Le frère Eric (Michel Fau), venu pour l’enterrement, est un loser en pantalon cuir, veste de daim à franges, cheveux longs et amours compliqués, qui dénigre ouvertement les œuvres adolescentes de Michel retrouvées dans sa chambre. Il doit disparaître. Et c’est un jeu d’enfant que de l’inviter à monter dans la Mercedes pour le trajet jusqu’à la ferme où il s’est invité pour « la fin des vacances », puis de simuler une crevaison et de lui faire son affaire. En prétextant ensuite qu’il a vitupéré toute la famille et décidé de repartir chez lui. Qui va s’en inquiéter puisqu’il est ainsi : fantasque, et qu’il vient de rompre au téléphone avec celle (ou celui) qu’il baisait depuis deux mois. Cet instable, toxique lui aussi, ne manquera à personne.

Mais Sarah, la seconde des filles qui a dans les 5 ans, se tient derrière Harry lorsqu’il ouvre le coffre où gît le cadavre d’Eric et récupère le portable qui sonne pour le briser volontairement sur la carrosserie. A-t-elle vu ? A-t-elle compris ? Le spectateur saisit en tout cas à ce moment-là que Harry ne peut plus s’arrêter même s’il le voulait. Il lui faut faire le vide autour de Michel pour qu’il retrouve sa personnalité et son talent, qu’il se remette à écrire sans tous ces parasites qui lui sucent l’énergie. Lors d’une conversation, il s’en ouvre à son ex-condisciple qui, effaré, le renvoie dans ses buts en lui disant que chacun vit sa vie comme il l’entend, avec les compromis qu’il accepte, et que lui Michel par exemple, ne demande pas à Harry de se séparer de Prune qui « est idiote » parce que cela inhibe son intellect !

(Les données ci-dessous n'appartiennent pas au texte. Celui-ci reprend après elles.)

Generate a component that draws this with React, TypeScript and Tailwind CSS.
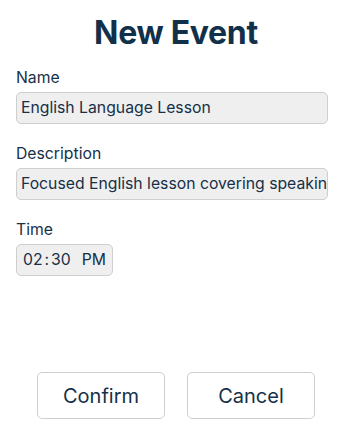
import React from "react";

export default function App() {
  const font = { fontFamily: "Inter, 'Noto Sans', sans-serif" };
  return (
    <div className="w-[352px] h-[435px] bg-white flex flex-col pl-4 pr-6 text-[#163048]" style={font}>
      <h1 className="text-[32px] font-bold text-center leading-none mt-[17px] text-[#11304a] tracking-[-0.3px] pl-2">New Event</h1>
      <div className="mt-[20px] text-[15.75px] leading-[18px]">Name</div>
      <div className="mt-[5px] h-[32px] rounded-[5px] border border-[#cfcfcf] bg-[#efefef] flex items-center px-[4px] text-[15.75px] overflow-hidden whitespace-nowrap">English Language Lesson</div>
      <div className="mt-[21px] text-[15.75px] leading-[18px]">Description</div>
      <div className="mt-[5px] h-[32px] rounded-[5px] border border-[#cfcfcf] bg-[#efefef] flex items-center px-[4px] text-[15.75px] overflow-hidden whitespace-nowrap">Focused English lesson covering speaking and listening</div>
      <div className="mt-[21px] text-[15.75px] leading-[18px]">Time</div>
      <div className="mt-[5px] w-[97px] h-[32px] rounded-[5px] border border-[#cfcfcf] bg-[#efefef] flex items-center pl-[6px] text-[15.75px] whitespace-nowrap">
        <span>02</span><span className="mx-[2px]">:</span><span>30</span><span className="ml-[11px]">PM</span>
      </div>
      <div className="flex-1" />
      <div className="flex justify-center gap-[22px] mb-[16px] pl-2">
        <button className="w-[128px] h-[47px] rounded-[5px] border border-[#cfcfcf] bg-white text-[20px] text-[#163048]">Confirm</button>
        <button className="w-[128px] h-[47px] rounded-[5px] border border-[#cfcfcf] bg-white text-[20px] text-[#163048]">Cancel</button>
      </div>
    </div>
  );
}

Harry, logique, se dit qu’il a raison et exécute Prune sur l’oreiller. Il descend le cadavre du second étage de la ferme par l’escalier, en pleine nuit, mais le bruit intrigue Michel qui s’était réfugié aux chiottes pour écrire. Car écrire à nouveau le titille et Claire ne comprend pas ; il en rêve, fait des insomnies, se lève alors pour griffonner assis sur le siège des toilettes. Au vu de Harry qui farfouille pour trouver un sac afin d’envelopper la tête ensanglantée de Prune, il se laisse embringuer dans le recel de cadavre, l’aide à transporter le corps jusqu’au puisard sans fond qu’il rebouche épisodiquement depuis des années pour empêcher les filles d’y tomber.

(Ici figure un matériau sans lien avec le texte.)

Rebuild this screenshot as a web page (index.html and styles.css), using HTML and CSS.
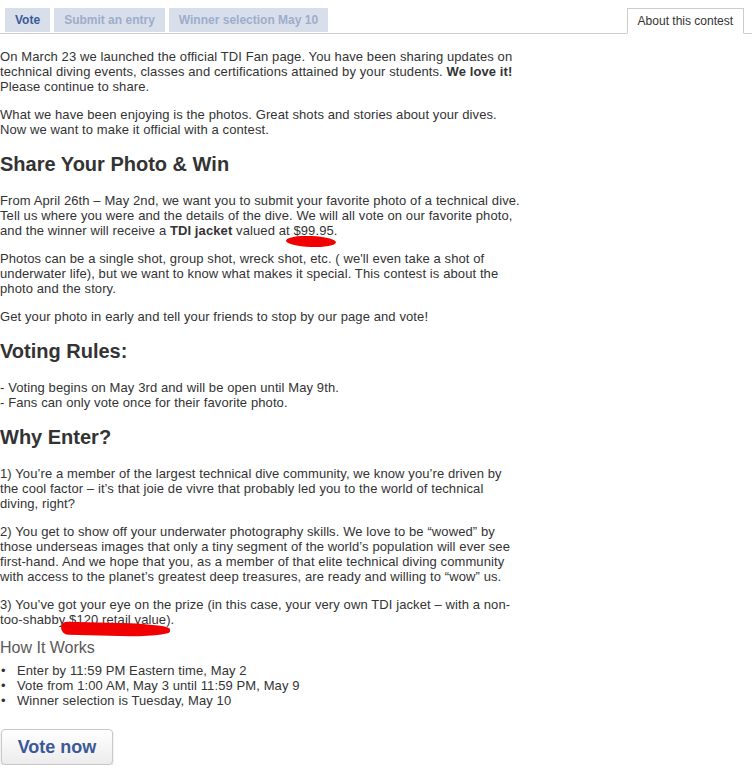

Encouragé par cette acceptation, Harry croit venu le moment d’en finir et de libérer Michel de ses liens bourgeois qui l’empêchent de créer. Il choisit deux couteaux de cuisine dans le tiroir et en tend un à son ami, lui proposant d’aller égorger Claire tandis que lui s’occupera des filles. Michel, sur les premières marches d’escalier face à lui, est sidéré. Comme Harry s’avance pour exécuter le plan qu’il a lui-même imposé, Michel résiste, passivement mais sans trembler. La lame du couteau s’enfonce dans les côtes de Harry et lui perce le cœur, cet organe physique dont il n’a pas l’équivalent affectif.

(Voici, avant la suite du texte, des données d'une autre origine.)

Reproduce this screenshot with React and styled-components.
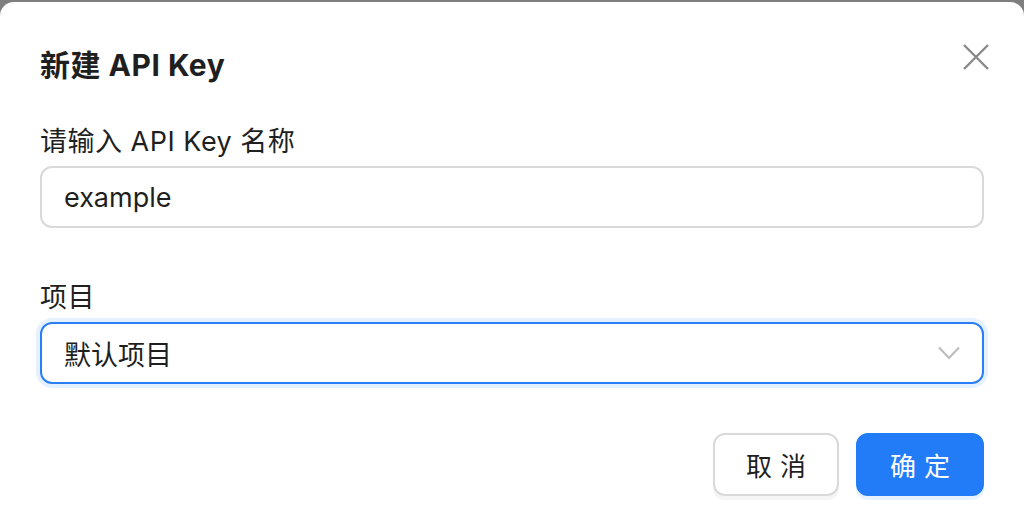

Car Michel a appris au contact de Harry. Celui-ci l’a réveillé de sa léthargie, il lui a montré comment devenir lui-même. Si Michel rejette absolument les excès de Harry, il convient qu’il ne lui faut en effet pas toujours se soumettre, ni aux enfants toujours plus exigeants, ni à son épouse qui attend lui tout et le reste, ni à ses parents qui le considèrent comme un éternel mineur. Il faut poser des limites. Michel regimbe contre Claire qui lui demande pourquoi il écrit ; il résiste de même à Harry lorsqu’il lui propose l’impensable : tuer sa femme et ses propres enfants. Harry mort, rien de plus simple que de lui faire rejoindre Prune dans le même trou. Qu’il rebouche à force de brouettes dans la nuit. Harry, énervé le jour d’avant, par un caprice d’enfant gâté a « eu un accident » avec sa belle voiture et est revenu à pied : il ne laisse aucun indice.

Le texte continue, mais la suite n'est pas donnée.